The company has also come a long way since the pandemic. Through the first half of this year, it has generated nearly $1.3 billion in revenue. And although it still incurred a loss of $134.4 million, it's showing signs that it is, at the very least, moving in the right direction.
In 2019, Teladoc generated just $553.3 million in revenue, with its loss totaling $98.9 million. This year, the company still expects to post a loss, but it projects that its top line will come in at $2.6 billion or better.
What's mind-boggling is that even with all this growth, Teladoc's stock is trading below what it was at in 2019. In the past five years, it has fallen more than 70%, which is largely due to the slide it has been on since 2021 when growth stocks were trading at inflated valuations. While Teladoc Health might have been overpriced back then, now it looks incredibly cheap at a price-to-sales (P/S) multiple of around 1.5.
For investors who are willing to be patient, Teladoc Health can be an underrated buy. The business is still growing, and it could only be a matter of time before the stock starts to rally again.
2. Walt Disney
Another stock that is struggling heavily of late is Walt Disney. Not only is it trading at its 52-week low, but it also recently hit a new nine-year low.
The company is facing multiple challenges now as its streaming service Disney+ has been losing subscribers. And with the ongoing writers' and performers' strikes in Hollywood, it might be difficult to stop that trend since new content is limited.
Plus, the company has recently announced price increases for the streaming service, which could make it even more difficult for consumers to justify keeping it.
A potential recession next year means that there could also be headwinds for its parks business, which has been the only part of its operations that has looked resilient. Through the nine-month period ended July 1, its parks, experiences, and products segment has been achieving decent 17% growth thus far, with revenue hitting $24.8 billion.
Its larger media and entertainment business has reported $42.8 billion during that same stretch, a rise of only 1%.
Disney's stock is down 6% this year. The challenges this business is facing right now aren't small, but they aren't necessarily permanent, either.
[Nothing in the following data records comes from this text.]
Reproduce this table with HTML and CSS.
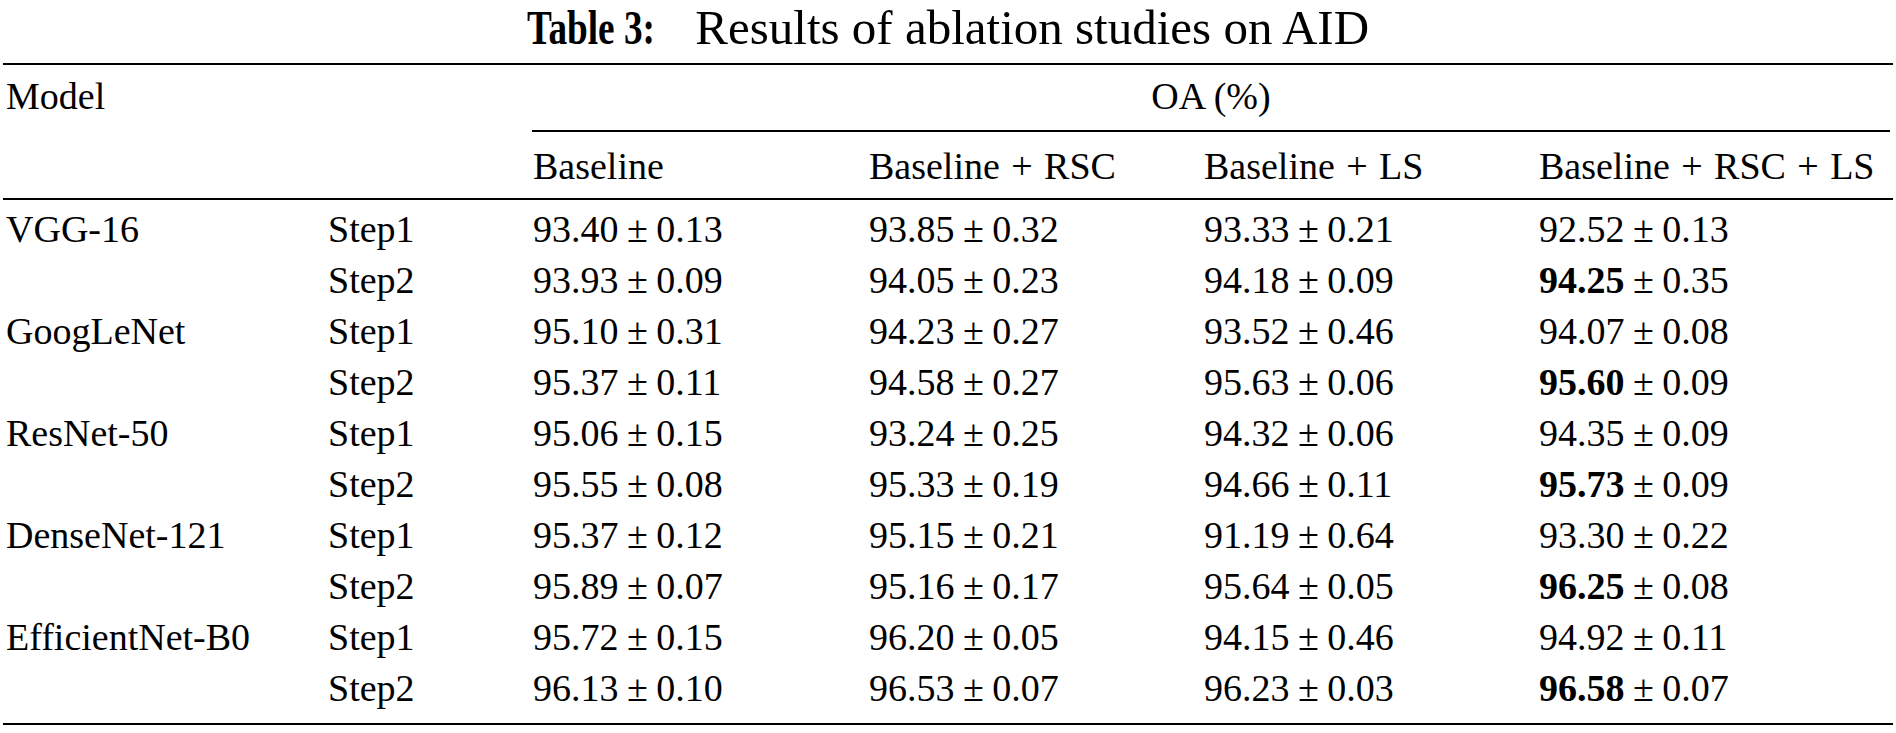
FILE: index.html
```html
<!DOCTYPE html>
<html lang="en">
<head>
<meta charset="utf-8">
<title>Table 3: Results of ablation studies on AID</title>
<link rel="stylesheet" href="styles.css">
</head>
<body>
<div class="page">
  <div class="caption"><span class="cap-label">Table 3:</span><span class="cap-text">Results of ablation studies on AID</span></div>
  <div class="table">
    <div class="head1">
      <div class="cell">Model</div>
      <div class="cell"></div>
      <div class="cell oa">OA (%)</div>
    </div>
    <div class="head2">
      <div class="cell"></div>
      <div class="cell"></div>
      <div class="cell">Baseline</div>
      <div class="cell">Baseline<span class="op">+</span>RSC</div>
      <div class="cell">Baseline<span class="op">+</span>LS</div>
      <div class="cell">Baseline<span class="op">+</span>RSC<span class="op">+</span>LS</div>
    </div>
    <div class="body">
      <div class="row">
        <div class="cell">VGG-16</div><div class="cell">Step1</div>
        <div class="cell">93.40<span class="pm">±</span>0.13</div>
        <div class="cell">93.85<span class="pm">±</span>0.32</div>
        <div class="cell">93.33<span class="pm">±</span>0.21</div>
        <div class="cell">92.52<span class="pm">±</span>0.13</div>
      </div>
      <div class="row">
        <div class="cell"></div><div class="cell">Step2</div>
        <div class="cell">93.93<span class="pm">±</span>0.09</div>
        <div class="cell">94.05<span class="pm">±</span>0.23</div>
        <div class="cell">94.18<span class="pm">±</span>0.09</div>
        <div class="cell"><b>94.25</b><span class="pm">±</span>0.35</div>
      </div>
      <div class="row">
        <div class="cell">GoogLeNet</div><div class="cell">Step1</div>
        <div class="cell">95.10<span class="pm">±</span>0.31</div>
        <div class="cell">94.23<span class="pm">±</span>0.27</div>
        <div class="cell">93.52<span class="pm">±</span>0.46</div>
        <div class="cell">94.07<span class="pm">±</span>0.08</div>
      </div>
      <div class="row">
        <div class="cell"></div><div class="cell">Step2</div>
        <div class="cell">95.37<span class="pm">±</span>0.11</div>
        <div class="cell">94.58<span class="pm">±</span>0.27</div>
        <div class="cell">95.63<span class="pm">±</span>0.06</div>
        <div class="cell"><b>95.60</b><span class="pm">±</span>0.09</div>
      </div>
      <div class="row">
        <div class="cell">ResNet-50</div><div class="cell">Step1</div>
        <div class="cell">95.06<span class="pm">±</span>0.15</div>
        <div class="cell">93.24<span class="pm">±</span>0.25</div>
        <div class="cell">94.32<span class="pm">±</span>0.06</div>
        <div class="cell">94.35<span class="pm">±</span>0.09</div>
      </div>
      <div class="row">
        <div class="cell"></div><div class="cell">Step2</div>
        <div class="cell">95.55<span class="pm">±</span>0.08</div>
        <div class="cell">95.33<span class="pm">±</span>0.19</div>
        <div class="cell">94.66<span class="pm">±</span>0.11</div>
        <div class="cell"><b>95.73</b><span class="pm">±</span>0.09</div>
      </div>
      <div class="row">
        <div class="cell">DenseNet-121</div><div class="cell">Step1</div>
        <div class="cell">95.37<span class="pm">±</span>0.12</div>
        <div class="cell">95.15<span class="pm">±</span>0.21</div>
        <div class="cell">91.19<span class="pm">±</span>0.64</div>
        <div class="cell">93.30<span class="pm">±</span>0.22</div>
      </div>
      <div class="row">
        <div class="cell"></div><div class="cell">Step2</div>
        <div class="cell">95.89<span class="pm">±</span>0.07</div>
        <div class="cell">95.16<span class="pm">±</span>0.17</div>
        <div class="cell">95.64<span class="pm">±</span>0.05</div>
        <div class="cell"><b>96.25</b><span class="pm">±</span>0.08</div>
      </div>
      <div class="row">
        <div class="cell">EfficientNet-B0</div><div class="cell">Step1</div>
        <div class="cell">95.72<span class="pm">±</span>0.15</div>
        <div class="cell">96.20<span class="pm">±</span>0.05</div>
        <div class="cell">94.15<span class="pm">±</span>0.46</div>
        <div class="cell">94.92<span class="pm">±</span>0.11</div>
      </div>
      <div class="row">
        <div class="cell"></div><div class="cell">Step2</div>
        <div class="cell">96.13<span class="pm">±</span>0.10</div>
        <div class="cell">96.53<span class="pm">±</span>0.07</div>
        <div class="cell">96.23<span class="pm">±</span>0.03</div>
        <div class="cell"><b>96.58</b><span class="pm">±</span>0.07</div>
      </div>
    </div>
  </div>
</div>
</body>
</html>
```
FILE: styles.css
```css
html, body {
  margin: 0;
  padding: 0;
  background: #ffffff;
}

body {
  font-family: "Liberation Serif", "Times New Roman", serif;
  color: #000000;
}

.page {
  width: 1896px;
}

.caption {
  text-align: center;
  font-size: 49px;
  line-height: 55px;
  margin-bottom: 8px;
  white-space: nowrap;
}

.cap-label {
  display: inline-block;
  font-weight: bold;
  transform: scaleX(0.76);
  transform-origin: left center;
}

.table {
  margin-left: 3px;
  width: 1890px;
  border-top: 2px solid #000;
  border-bottom: 2px solid #000;
  font-size: 38px;
  line-height: 51px;
}

.head1,
.head2,
.row {
  display: grid;
  grid-template-columns: 322px 205px 336px 335px 335px 1fr;
  align-items: start;
}

.head1 {
  padding-top: 6px;
}

.head2 {
  padding-top: 9px;
  padding-bottom: 6px;
  border-bottom: 2px solid #000;
}

.body {
  padding-top: 4px;
  padding-bottom: 9px;
}

.cell {
  padding-left: 3px;
  white-space: nowrap;
  height: 51px;
}

.oa {
  grid-column: 3 / 7;
  margin-left: 2px;
  margin-right: 3px;
  padding-left: 0;
  padding-bottom: 8px;
  border-bottom: 2px solid #000;
  text-align: center;
}

.op {
  margin: 0 0.3em;
}

.pm {
  margin: 0 0.222em;
}

b {
  font-weight: bold;
}
```
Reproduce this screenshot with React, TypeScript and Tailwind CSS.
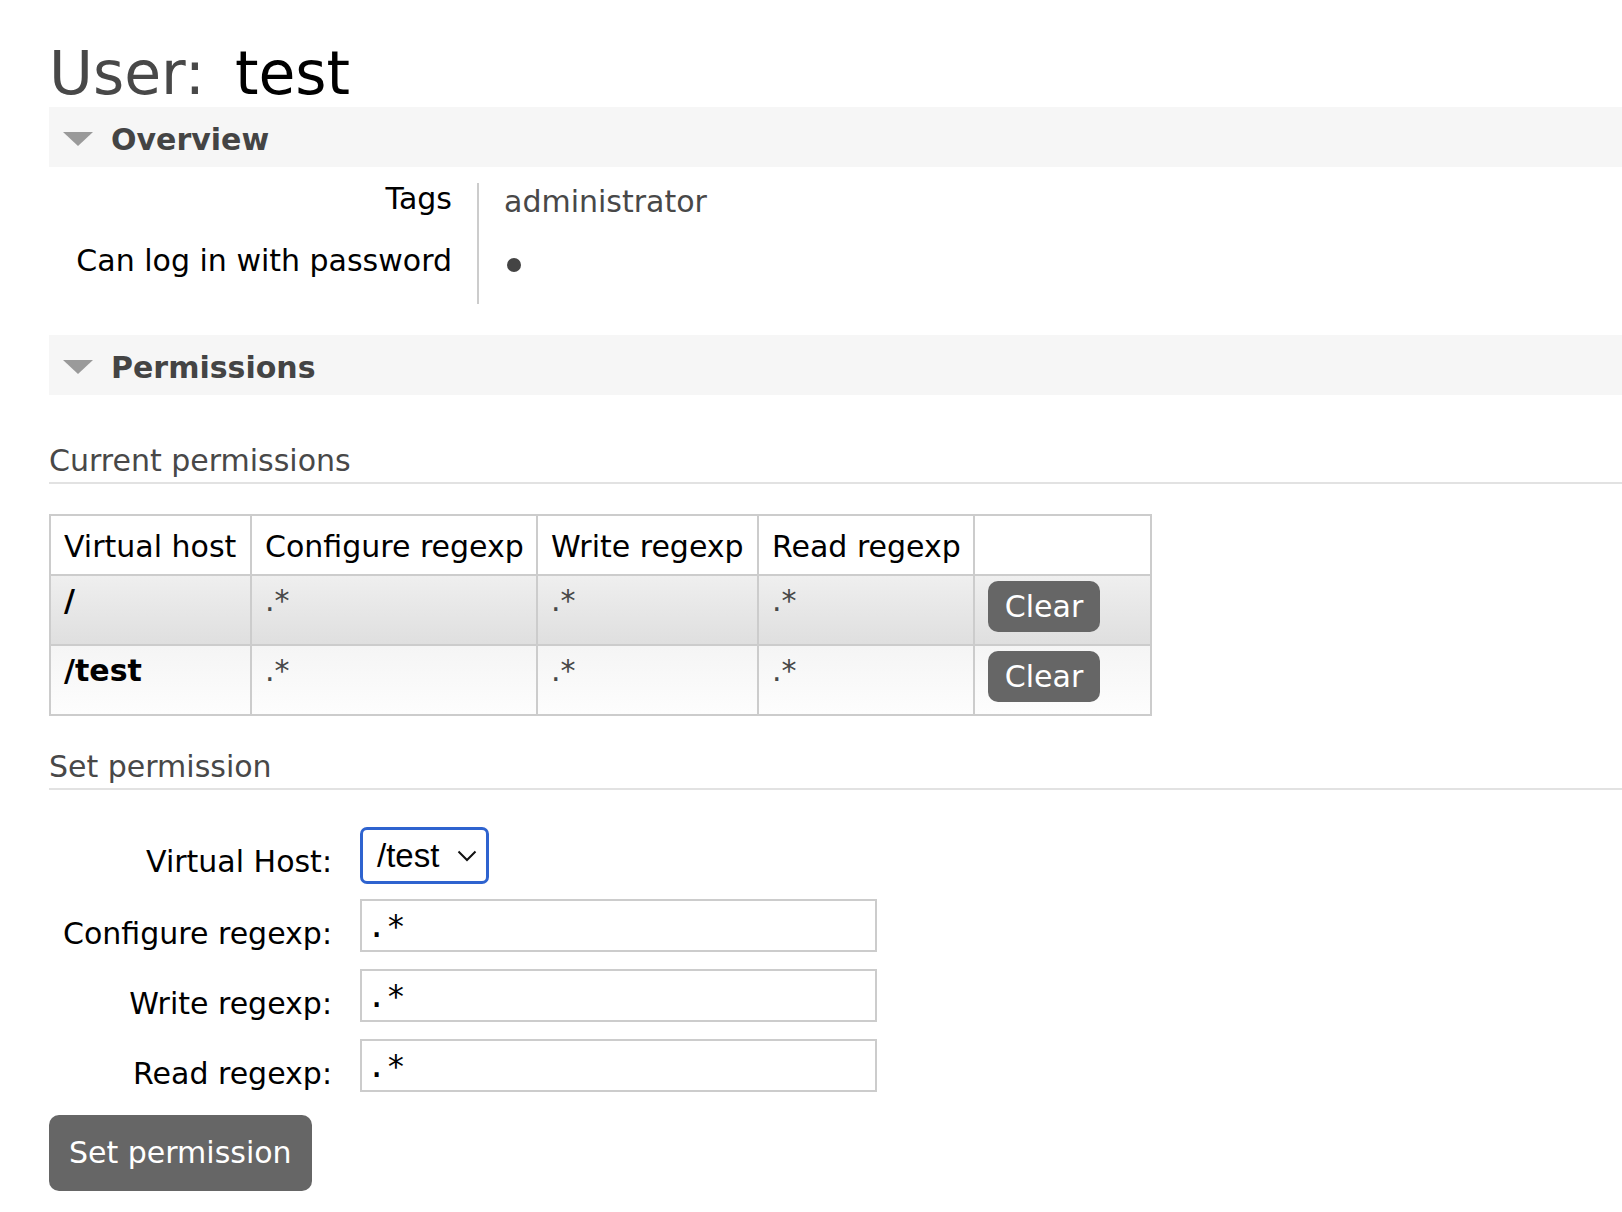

The House of Mouse has strong intellectual property that it can continue to build around.
Trading at 16 times its estimated future profits, Walt Disney stock could make for a good investment to buy and hang on to for a long time. It might be one of the best bad-news buys out there right now.
3. PayPal
Fintech stock PayPal has declined 11% year to date as it also finds itself trading near multi-year lows. You have to go back to 2017 for the last time the stock was trading at consistently lower levels than where it is today.
The digital payments company is a leader in its industry, with about 400 million active consumer accounts last quarter, for the period ended June 30. Its growth hasn't been as strong as in previous years, but it's still a business that reported a solid profit margin of 14% last quarter. And with $7.3 billion in revenue, it generated 7% year-over-year growth even as consumers have been tightening up their spending.
Despite a questionable economy and competition from more payment services, PayPal continues to grow, and that's a great sign -- all while remaining profitable.
At a forward price-to-earnings multiple of 11, this is an incredibly cheap stock right now. Investors might be bearish on its short-term prospects and its recent performance, but PayPal is still a solid stock to hang on to for the long haul. Adding it to your portfolio now could result in significant returns in the future.